Identify the alternator by model # and wire it as such. You could have maybe a CS130, CS144 or even an earlier 17SI. If it's just a "race car" as you mention there are alternatives to wiring procedure and also the wire sizes required when remote battery relocation has been done.
If it's burnt and needs repair it might be time to just completely rewire the charging system.
Regarding the resistor, there's suggestions I believe for 47Ω and 82Ω, depends on whose wiring scheme you elect to use.
If you're actually doing as you say then you've a substantial task ahead of you and you need a "plan" - the alternator should likely take care of itself I'd think after you determine the plan and the wiring scheme for the rest of the car. When you mention entire car do you actually only mean from the C100 forward and you're maintaining the original IP and balance of car OR is it actually "entire car"!
If you're actually doing the "entire car" then you might want to start with Part1 of the link I mentioned and part 3 also.
You need to determine if you're going to use a volt meter in your IP display or maybe just a "light" to answer your very basic "first question". Your alternator should be pinned as SLFP. You might consider a ground strap from alternator case to engine block also.
If you're actually doing as you say then you've a substantial task ahead of you and you need a "plan" - the alternator should likely take care of itself I'd think after you determine the plan and the wiring scheme for the rest of the car. When you mention entire car do you actually only mean from the C100 forward and you're maintaining the original IP and balance of car OR is it actually "entire car"!
If you're actually doing the "entire car" then you might want to start with Part1 of the link I mentioned and part 3 also.

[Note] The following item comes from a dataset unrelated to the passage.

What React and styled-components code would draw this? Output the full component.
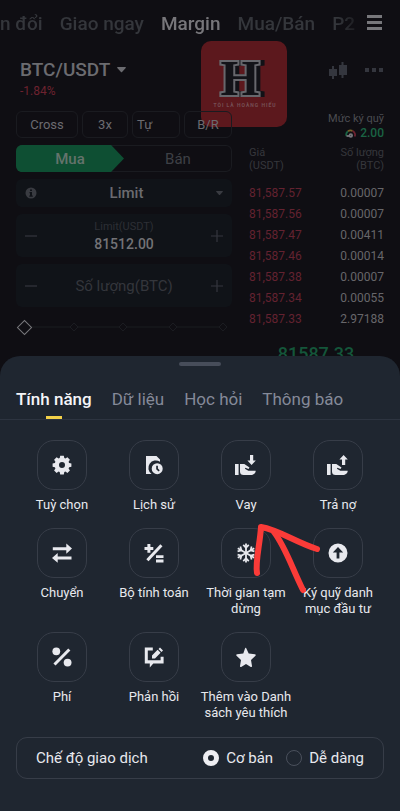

Thanks for the info. That's the info I needed. Wiring the entire race car will not be a problem. Not much to wire. Ing,brake lights,starter,gauges,computer. Spent my life in the instrumentation field. Never actually did or checked how a alternator was wired; but know enough to not just connect wires to see what works. That usually makes much smoke. LOL
The resistor in a Corvette is 510 ohms. It goes between the ignition switch "run" position and the L terminal of the alternator.
The rewire is complete. Also installed a new Holly EFI computer. It actually went well. After the last signal [ RPM s ] was connected to the EFI computer it fired within 5 secs. There is a on/off and fuse for each circuit. Mounted the fuse panel to dash to the right of steering wheel. All the fuses have built in lights if the fuse blows. No more under the dash to check and replace fuses.
[QUOTE=desertmike1;1588707463]Take a look at page 11, fig's [7-2D] and or [7-2F] for a CS130 Alternator.
You have a choice between a charging light or a (15 Ohm 2 watt) resister at Pin [L]
QUOTE]
I have tried the resistor wire and have found the best results by putting a simple 12 volt light, the charging is now great and always have between 12.6-13.9. With the resistance wire it rarely showed 13 volts during charging, always at around 11.9 to 12.8.
(that was with the corvette central si to cs adaptor harness with the correct resistance wire).
Thought you would be interested in my findings if you encounter charging issues.
I have tried the resistor wire and have found the best results by putting a simple 12 volt light, the charging is now great and always have between 12.6-13.9. With the resistance wire it rarely showed 13 volts during charging, always at around 11.9 to 12.8.
(that was with the corvette central si to cs adaptor harness with the correct resistance wire).
Thought you would be interested in my findings if you encounter charging issues.
I'm currently using a 470ohm resistor, and it works great.